Mean of the highest daily precipitation in June-August at 50 stations around Islip, NY separated by at least 0.2°
mean max daily summer precipitation

Next we can compute extreme value statistics. For this we take summer maximum of precipitation and fit it to a GEV distribution. (NOTE: The GPD(T) routine still has issues at this moment, 4 September 2014.) We consider June-August again to exclude tropical storms and winter storms. The summer maximum can be specified in two ways: either by operating on the time series after selecting the set, or in the form 'trends in return times of extremes'. The latter offers more flexibility, but gives slightly different results at the moment, I am investigating where the differences come from.
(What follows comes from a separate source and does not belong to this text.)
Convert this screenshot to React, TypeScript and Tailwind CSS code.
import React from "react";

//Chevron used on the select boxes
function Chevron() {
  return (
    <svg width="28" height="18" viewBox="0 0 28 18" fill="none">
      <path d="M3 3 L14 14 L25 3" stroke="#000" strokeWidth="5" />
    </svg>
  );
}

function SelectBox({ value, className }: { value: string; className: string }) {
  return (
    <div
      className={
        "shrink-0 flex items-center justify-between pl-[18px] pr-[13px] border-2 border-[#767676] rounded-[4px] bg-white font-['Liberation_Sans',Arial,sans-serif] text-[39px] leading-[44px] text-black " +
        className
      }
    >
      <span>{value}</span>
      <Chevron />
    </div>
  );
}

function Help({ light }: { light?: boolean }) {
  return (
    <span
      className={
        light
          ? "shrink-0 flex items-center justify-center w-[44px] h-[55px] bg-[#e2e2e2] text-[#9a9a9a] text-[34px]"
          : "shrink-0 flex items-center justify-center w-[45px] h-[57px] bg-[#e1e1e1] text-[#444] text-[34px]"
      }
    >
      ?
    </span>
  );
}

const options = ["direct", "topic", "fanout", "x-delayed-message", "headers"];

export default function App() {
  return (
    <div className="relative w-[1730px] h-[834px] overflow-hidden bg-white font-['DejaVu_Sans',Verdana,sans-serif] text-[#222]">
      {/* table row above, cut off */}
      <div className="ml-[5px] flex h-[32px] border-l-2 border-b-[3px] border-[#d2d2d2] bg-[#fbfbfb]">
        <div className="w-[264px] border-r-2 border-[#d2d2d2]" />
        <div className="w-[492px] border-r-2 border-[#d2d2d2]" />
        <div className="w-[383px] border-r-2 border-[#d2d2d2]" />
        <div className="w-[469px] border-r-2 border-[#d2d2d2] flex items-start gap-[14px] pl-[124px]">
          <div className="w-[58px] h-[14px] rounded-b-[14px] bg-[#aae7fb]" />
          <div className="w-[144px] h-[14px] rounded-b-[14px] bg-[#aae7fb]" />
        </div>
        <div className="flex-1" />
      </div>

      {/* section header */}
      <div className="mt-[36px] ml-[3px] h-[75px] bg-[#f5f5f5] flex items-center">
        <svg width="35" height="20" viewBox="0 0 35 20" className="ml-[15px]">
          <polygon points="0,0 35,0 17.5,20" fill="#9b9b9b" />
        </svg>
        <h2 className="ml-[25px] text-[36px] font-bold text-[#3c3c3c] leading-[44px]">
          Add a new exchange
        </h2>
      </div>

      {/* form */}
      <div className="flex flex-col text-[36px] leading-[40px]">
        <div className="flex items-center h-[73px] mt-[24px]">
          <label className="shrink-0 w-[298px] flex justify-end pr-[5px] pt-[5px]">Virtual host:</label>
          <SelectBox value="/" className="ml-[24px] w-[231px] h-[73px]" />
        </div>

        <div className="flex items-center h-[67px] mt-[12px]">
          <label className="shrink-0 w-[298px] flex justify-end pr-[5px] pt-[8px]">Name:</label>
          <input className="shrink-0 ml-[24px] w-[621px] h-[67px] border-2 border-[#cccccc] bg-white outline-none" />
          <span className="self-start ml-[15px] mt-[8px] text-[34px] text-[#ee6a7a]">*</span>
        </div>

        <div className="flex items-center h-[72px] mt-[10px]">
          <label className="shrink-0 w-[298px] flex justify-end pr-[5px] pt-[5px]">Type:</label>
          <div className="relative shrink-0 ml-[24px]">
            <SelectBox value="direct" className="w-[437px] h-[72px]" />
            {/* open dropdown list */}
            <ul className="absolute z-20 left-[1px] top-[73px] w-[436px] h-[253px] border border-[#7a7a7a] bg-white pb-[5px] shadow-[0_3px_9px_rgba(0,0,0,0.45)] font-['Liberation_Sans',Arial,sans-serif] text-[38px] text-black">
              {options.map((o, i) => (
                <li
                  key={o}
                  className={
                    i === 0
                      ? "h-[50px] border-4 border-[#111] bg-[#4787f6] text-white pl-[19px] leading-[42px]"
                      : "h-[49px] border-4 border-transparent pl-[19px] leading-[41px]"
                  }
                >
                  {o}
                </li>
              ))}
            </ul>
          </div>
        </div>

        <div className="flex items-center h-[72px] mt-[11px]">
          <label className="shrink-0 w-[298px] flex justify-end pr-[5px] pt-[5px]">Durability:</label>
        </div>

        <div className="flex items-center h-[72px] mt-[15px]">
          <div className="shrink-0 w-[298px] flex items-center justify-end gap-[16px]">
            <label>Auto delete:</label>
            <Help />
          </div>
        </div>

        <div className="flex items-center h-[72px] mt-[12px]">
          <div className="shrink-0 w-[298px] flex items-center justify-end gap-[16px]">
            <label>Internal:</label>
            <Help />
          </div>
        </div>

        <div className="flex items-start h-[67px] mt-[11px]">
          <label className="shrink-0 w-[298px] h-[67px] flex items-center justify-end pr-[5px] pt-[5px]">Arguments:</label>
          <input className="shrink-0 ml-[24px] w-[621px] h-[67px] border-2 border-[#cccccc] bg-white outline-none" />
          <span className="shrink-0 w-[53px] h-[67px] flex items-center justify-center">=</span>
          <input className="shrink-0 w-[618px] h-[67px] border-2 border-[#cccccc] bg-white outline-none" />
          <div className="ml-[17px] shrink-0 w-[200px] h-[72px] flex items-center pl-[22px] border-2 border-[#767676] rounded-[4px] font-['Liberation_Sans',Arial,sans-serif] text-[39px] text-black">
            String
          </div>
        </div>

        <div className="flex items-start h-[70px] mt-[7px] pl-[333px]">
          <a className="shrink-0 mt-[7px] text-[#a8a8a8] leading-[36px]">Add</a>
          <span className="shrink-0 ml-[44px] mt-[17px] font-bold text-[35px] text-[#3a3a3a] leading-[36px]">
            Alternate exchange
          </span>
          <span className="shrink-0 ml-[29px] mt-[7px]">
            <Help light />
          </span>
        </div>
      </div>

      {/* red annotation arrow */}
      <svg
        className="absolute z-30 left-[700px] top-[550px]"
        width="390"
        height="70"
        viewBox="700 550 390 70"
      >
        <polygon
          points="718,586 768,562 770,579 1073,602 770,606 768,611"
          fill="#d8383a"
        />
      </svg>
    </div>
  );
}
A full investigation should add the tropical storms and winter storms as well.

As a covariate I use low-pass filtered global mean temperature. Let's compare the current climate, 2014, with 1951. There are two options to include the observed extreme. The first is to wait until the data is available in the GHCN-D database. This is updated daily at NCDC, but only monthly in the Climate Explorer. Either wait until the next month or ask me to run the update by hand. The second option is to specify the value reported from another source in the form (after converting from inches to mm for the US). Finally, we scale the distribution with the global mean temperature, which is often a good choice for precipitation . (I am working on the option to fit location and scale parameters independently.) This should give output similar to the following.
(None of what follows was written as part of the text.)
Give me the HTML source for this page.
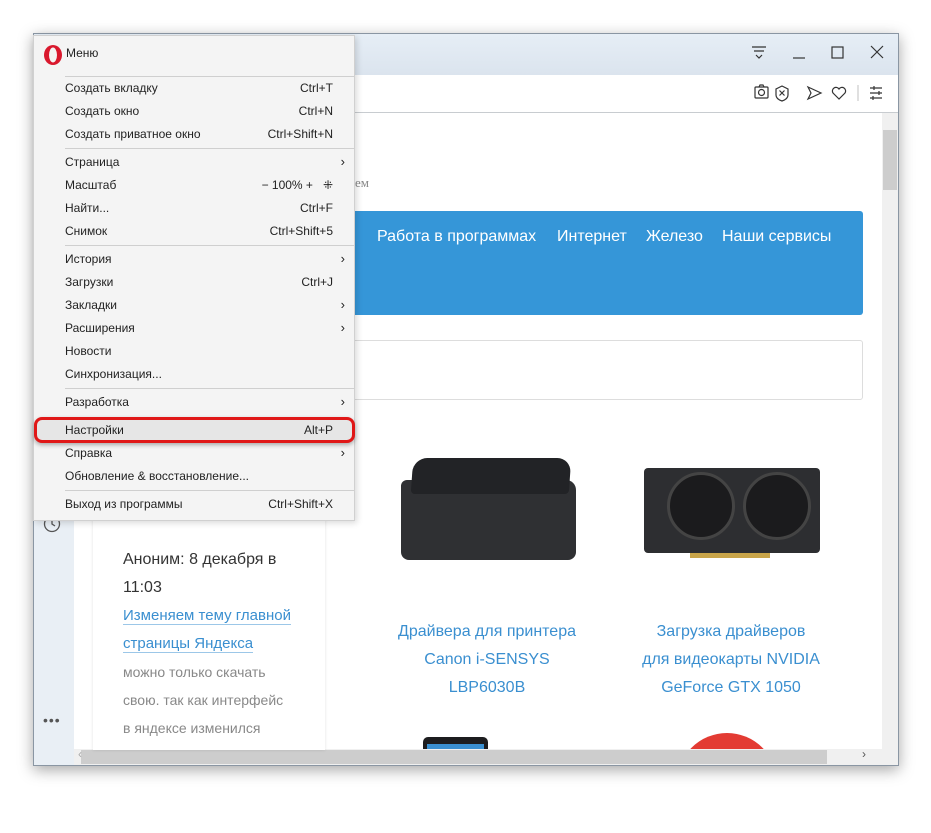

JJA gdcnprcpall max_PRCP [mm/day] dependent on GISS global temperature
covariatie 1951 = -0.85208E-01
covariatie 2014 = 0.60375
parameteryearvalue95% CI
N:  1985 
Fitted to GEV distribution P(x) = exp(-(1+ξ(x-a')/b')^(-1/ξ))
with a' = a exp(αT/a) and b' = b exp(αT/a)
a': 1951 59.735 58.881... 61.108
b': 1951 18.088 17.670... 19.299
a': 2014 69.271 68.422... 70.636
b': 2014 20.976 20.533... 22.308
ξ: 0.108 0.087... 0.164
α: 13.323 9.766... 19.214
return period 2014 1951 9632.6 2298.9 ... 17188.
(value 343.20 ) 2014 3456.1 929.36 ... 5142.9
 ratio 2.7871 1.9337 ... 4.1662
This shows that a significant trend α has been detected in the fit. The return time of the 2014 event is now around 3500 years per stations (or 70 years in one of these 50 stations), with a very wide 95% confidence interval of 900 to 5000 years. However, around 1950 it would have been much longer about 10000 years (2000 to 17000). The frequency has increased by a factor two to four, so no change (a ratio of one) is excluded at 95% confidence.

Graphically, this is shown in the following plot. Note that the observations are drawn twice, once downscaled to the 1951 climate and once upscaled to the 2014 climate using the fitted trend. The fact that the GEV distribution is a good fit to the observations show that we do not have problems with double populations that would impair the ability to extrapolate the soft extremes to study this hard extreme.

JJA stations gdcnprcpall with the effects of GISS global temperature scaling the position and scale parameters parameter a,b, referenced at 1951 and 2014
Decreasing return times of precipitation extremes (1951 vs. 2014)

The ratio of return times is often a number that is communicated, so a separate plot is drawn at the end of the page showing the CDF of this ratio derived from a non-parametric bootstrap procedure. TODO: convert this to a FAR distribution. In this case a ratio of one is excluded.

CDF of the ratio of the return times of 2014 JJA stations gdcnprcpall in the climates of 2014 and of 1951
CDF of the difference in return times of 2014 and 1951

Now that a trend has been detected in the observations, we turn to the theory. Increases in daily precipitation extremes have been found in the data and in climate model output, and are expected on the basis of physics. Temperatures in this part of the world have risen and this rise has been attributed to anthropogenic influences. When I finished writing the paper I will add the quantitative numbers here that conclude the attribution study.